Sometimes, it's possible to add something quite complicated and not have an effect on the complexity or functionality of the rest of the engine. 

For example, as complicated as the internals of the Fiber implementation are; They are self contained, mostly don't effect other parts of the engine, and we're not responsible for the maintenance of the most complicated code it uses. There is still complexity above and beyond the code we don't own (boost owns it), but it looks manageable because it's contained.

What is going on ?

The is_literal RFC seeks to provide a tool for userland that can help to avoid injection vulnerabilities, where strings composed of literal values and user provided input (strings) may lead to injection.

It would seem simple enough to make a flag on literal values, that the programmer typed in their code, and allow them to detect the literalness of any variable at runtime.

But we have all of history bearing down on us, and it's not so straight forward.

We began to focus on strings alone, the reason is that we can find space on the structure that represents a string to set a flag, and avoiding user input strings is obviously required for any implementation.

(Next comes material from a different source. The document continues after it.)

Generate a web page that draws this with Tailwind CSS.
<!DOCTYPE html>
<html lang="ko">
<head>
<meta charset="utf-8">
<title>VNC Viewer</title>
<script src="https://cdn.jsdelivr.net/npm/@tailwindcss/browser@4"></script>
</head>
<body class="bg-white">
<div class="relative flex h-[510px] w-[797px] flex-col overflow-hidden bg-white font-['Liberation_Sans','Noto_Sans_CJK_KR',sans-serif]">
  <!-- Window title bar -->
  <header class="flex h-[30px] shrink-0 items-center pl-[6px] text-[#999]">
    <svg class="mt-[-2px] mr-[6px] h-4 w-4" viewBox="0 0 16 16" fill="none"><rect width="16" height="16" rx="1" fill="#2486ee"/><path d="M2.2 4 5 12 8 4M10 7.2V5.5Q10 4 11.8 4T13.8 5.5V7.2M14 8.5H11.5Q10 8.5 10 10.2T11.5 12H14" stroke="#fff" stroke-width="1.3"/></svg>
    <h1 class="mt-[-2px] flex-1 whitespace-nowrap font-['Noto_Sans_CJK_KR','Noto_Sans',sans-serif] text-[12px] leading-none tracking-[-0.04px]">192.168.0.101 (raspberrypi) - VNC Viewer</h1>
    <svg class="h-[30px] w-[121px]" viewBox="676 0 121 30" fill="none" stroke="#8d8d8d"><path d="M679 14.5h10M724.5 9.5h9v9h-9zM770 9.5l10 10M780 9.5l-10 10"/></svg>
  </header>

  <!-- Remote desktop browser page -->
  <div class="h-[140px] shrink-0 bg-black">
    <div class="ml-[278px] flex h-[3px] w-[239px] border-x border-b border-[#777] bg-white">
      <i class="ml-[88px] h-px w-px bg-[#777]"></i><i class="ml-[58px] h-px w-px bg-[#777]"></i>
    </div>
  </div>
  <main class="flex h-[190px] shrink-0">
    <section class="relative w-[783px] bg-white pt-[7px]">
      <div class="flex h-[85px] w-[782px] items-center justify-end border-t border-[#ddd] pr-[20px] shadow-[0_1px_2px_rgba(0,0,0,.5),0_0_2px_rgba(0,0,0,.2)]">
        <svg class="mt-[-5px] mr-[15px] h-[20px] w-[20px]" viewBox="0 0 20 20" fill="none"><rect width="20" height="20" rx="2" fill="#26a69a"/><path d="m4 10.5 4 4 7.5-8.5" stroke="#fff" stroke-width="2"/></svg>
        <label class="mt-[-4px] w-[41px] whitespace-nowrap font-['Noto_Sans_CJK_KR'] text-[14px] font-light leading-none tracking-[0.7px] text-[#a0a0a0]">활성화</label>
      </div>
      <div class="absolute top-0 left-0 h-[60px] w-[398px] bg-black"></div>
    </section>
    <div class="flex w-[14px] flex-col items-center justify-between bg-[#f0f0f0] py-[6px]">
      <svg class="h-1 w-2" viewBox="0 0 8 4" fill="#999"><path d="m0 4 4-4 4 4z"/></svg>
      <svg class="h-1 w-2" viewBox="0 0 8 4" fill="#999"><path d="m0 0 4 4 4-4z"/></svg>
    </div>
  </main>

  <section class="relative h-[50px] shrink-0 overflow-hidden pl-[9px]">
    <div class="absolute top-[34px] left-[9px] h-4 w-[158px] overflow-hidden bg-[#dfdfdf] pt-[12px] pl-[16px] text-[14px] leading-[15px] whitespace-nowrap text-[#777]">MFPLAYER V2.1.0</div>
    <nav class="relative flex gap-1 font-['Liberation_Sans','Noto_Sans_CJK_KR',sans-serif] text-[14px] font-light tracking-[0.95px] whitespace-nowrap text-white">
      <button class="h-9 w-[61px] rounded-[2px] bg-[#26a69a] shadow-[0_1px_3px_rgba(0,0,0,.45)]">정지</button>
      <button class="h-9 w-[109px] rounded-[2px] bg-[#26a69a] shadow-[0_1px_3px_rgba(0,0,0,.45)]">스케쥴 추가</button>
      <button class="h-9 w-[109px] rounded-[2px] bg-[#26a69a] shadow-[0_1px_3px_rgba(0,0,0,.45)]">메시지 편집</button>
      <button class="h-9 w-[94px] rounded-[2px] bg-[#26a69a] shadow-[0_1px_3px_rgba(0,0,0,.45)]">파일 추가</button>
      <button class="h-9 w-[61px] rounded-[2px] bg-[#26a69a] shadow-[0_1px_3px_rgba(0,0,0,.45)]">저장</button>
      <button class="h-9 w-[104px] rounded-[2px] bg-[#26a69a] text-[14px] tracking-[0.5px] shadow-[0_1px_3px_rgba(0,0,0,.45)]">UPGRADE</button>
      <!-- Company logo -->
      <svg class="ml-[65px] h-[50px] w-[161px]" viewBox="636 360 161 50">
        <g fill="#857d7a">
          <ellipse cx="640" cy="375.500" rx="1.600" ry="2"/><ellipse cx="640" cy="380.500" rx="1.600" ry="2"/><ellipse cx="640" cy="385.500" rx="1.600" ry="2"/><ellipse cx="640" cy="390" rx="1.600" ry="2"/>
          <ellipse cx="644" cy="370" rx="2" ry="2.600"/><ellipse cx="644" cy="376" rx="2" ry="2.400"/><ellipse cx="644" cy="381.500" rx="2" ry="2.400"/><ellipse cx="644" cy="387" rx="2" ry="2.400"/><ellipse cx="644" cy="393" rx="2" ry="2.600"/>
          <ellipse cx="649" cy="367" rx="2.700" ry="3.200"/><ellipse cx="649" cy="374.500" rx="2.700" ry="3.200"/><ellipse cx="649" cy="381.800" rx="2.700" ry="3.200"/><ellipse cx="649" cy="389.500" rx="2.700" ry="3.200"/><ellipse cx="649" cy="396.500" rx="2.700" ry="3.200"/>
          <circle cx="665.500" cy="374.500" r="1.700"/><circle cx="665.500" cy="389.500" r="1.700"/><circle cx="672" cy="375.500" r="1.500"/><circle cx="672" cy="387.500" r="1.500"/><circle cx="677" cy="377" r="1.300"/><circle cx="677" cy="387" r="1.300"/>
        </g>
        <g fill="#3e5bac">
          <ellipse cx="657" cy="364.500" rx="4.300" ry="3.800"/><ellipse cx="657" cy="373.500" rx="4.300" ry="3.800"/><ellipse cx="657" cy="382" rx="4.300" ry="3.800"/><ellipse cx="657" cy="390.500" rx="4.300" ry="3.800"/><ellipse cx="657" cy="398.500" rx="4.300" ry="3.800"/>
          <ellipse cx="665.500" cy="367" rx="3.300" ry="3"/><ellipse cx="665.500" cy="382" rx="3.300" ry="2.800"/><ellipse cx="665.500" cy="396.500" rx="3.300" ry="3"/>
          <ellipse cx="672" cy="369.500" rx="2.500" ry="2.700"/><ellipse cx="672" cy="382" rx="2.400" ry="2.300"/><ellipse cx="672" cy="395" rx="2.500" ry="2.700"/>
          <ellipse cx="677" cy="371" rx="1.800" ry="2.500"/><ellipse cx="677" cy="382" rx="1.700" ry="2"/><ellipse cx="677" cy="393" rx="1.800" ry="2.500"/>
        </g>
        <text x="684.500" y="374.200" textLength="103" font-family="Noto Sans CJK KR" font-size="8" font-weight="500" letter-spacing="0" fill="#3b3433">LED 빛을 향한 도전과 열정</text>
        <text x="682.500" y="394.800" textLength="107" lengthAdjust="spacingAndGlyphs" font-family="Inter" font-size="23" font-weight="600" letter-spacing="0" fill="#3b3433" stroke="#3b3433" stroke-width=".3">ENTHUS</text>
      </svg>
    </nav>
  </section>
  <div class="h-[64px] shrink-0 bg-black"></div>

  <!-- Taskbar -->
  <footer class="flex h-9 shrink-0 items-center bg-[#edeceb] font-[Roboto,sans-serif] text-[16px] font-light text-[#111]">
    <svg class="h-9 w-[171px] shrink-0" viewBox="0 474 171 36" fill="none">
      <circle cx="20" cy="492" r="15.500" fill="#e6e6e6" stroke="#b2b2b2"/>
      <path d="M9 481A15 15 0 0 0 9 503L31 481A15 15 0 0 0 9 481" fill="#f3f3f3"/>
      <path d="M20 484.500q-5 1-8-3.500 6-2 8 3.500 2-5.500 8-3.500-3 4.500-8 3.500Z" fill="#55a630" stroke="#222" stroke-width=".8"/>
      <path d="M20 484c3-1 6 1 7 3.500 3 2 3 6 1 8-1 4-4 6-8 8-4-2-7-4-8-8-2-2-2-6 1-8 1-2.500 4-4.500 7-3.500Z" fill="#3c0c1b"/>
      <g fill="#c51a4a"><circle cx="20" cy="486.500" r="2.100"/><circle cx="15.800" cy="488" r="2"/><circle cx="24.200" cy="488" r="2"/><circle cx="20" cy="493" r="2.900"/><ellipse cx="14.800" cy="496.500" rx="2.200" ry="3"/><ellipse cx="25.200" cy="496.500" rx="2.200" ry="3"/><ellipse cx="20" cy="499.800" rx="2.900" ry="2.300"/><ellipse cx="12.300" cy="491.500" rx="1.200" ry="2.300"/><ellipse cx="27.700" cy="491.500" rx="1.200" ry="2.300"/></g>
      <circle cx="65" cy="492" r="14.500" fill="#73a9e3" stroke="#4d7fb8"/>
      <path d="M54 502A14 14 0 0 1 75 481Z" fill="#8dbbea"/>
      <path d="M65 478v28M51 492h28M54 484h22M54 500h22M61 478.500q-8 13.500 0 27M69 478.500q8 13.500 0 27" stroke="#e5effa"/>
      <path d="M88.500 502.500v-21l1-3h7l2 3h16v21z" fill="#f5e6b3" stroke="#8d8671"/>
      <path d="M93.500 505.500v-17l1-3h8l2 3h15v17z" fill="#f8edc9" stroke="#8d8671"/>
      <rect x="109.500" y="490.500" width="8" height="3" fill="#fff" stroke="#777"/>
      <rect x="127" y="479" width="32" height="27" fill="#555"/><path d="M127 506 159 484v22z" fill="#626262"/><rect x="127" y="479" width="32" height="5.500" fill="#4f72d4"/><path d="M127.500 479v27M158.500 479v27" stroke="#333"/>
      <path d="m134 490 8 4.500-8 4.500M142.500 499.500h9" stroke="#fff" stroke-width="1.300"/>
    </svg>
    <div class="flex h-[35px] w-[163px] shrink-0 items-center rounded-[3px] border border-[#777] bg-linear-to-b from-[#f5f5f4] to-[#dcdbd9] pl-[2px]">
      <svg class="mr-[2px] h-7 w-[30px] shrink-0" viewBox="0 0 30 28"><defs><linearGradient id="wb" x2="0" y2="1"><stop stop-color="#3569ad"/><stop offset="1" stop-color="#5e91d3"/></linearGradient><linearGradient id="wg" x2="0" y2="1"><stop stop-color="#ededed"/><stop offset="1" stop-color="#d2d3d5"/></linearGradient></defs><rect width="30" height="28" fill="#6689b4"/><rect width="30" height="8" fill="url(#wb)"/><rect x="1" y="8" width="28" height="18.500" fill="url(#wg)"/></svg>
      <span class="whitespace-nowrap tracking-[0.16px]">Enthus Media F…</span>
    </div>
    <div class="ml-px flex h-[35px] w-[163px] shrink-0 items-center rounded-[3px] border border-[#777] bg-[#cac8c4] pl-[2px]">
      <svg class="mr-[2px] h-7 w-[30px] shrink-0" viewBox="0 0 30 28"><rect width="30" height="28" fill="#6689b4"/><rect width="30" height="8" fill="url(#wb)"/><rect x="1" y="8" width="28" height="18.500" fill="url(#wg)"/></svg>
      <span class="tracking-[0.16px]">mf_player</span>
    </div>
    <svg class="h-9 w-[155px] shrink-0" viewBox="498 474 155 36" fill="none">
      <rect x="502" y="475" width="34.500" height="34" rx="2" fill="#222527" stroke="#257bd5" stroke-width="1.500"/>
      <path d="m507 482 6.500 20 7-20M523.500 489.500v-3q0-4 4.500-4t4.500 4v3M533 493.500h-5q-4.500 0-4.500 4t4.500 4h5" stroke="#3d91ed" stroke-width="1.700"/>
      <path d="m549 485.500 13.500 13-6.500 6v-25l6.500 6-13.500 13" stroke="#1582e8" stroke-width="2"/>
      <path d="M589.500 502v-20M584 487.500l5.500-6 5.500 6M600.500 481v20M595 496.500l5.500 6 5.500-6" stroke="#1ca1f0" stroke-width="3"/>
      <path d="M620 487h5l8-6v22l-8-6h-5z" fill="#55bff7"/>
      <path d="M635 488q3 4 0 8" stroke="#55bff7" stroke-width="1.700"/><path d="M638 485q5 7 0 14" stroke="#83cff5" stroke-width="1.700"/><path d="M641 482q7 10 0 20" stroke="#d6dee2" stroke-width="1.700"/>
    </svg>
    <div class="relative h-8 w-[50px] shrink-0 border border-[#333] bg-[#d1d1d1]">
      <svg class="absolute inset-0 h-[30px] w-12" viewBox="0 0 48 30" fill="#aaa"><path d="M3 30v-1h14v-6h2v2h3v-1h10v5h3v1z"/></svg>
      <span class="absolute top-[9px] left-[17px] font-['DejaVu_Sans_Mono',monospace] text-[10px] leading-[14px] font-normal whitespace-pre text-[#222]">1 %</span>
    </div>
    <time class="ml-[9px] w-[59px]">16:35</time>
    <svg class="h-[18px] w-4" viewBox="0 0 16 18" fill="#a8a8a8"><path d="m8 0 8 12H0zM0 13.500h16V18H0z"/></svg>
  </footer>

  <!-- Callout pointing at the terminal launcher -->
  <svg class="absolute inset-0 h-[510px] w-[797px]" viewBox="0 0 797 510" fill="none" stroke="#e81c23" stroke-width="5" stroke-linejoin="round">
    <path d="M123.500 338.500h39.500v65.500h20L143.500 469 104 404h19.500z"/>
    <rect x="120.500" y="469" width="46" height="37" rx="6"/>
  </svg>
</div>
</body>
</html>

Because of optimizations in NG - scalars with types below string are stored on the stack, and are not refcounted - and one optimization that came after, there is no usable space on every variable for a flag.

There is space, but in order to use it, we would have to disable an optimization that assumes there is only one flag set in the only place where we could set a flag. This would not be an acceptable implementation detail, and so is not possible.

For string support to be generally useful, the engine must produce a literal where all of the input to an instruction (or function) is literal. This allows the programmer to reason easily about how concatenation (or other functions that are literal aware) work.

Concatenation is how people tend to build their queries, even if they are using parameterized queries, even if they are using a query builder, concatenation is still used.

What's the problem ?

Early on in the discussion, a couple of people requested that we allow strings and integers to be concatenated to produce a literal. When this was requested, at least one person who requested it knew that we wouldn't be able to track the source of integers.

I didn't like this idea at first, it's less than pure. Nevertheless, I spent rather a long time thinking about it, before determining that nothing dangerous can happen - if we're talking about injection - if you concatenate a string and an integer, it cannot lead to injection.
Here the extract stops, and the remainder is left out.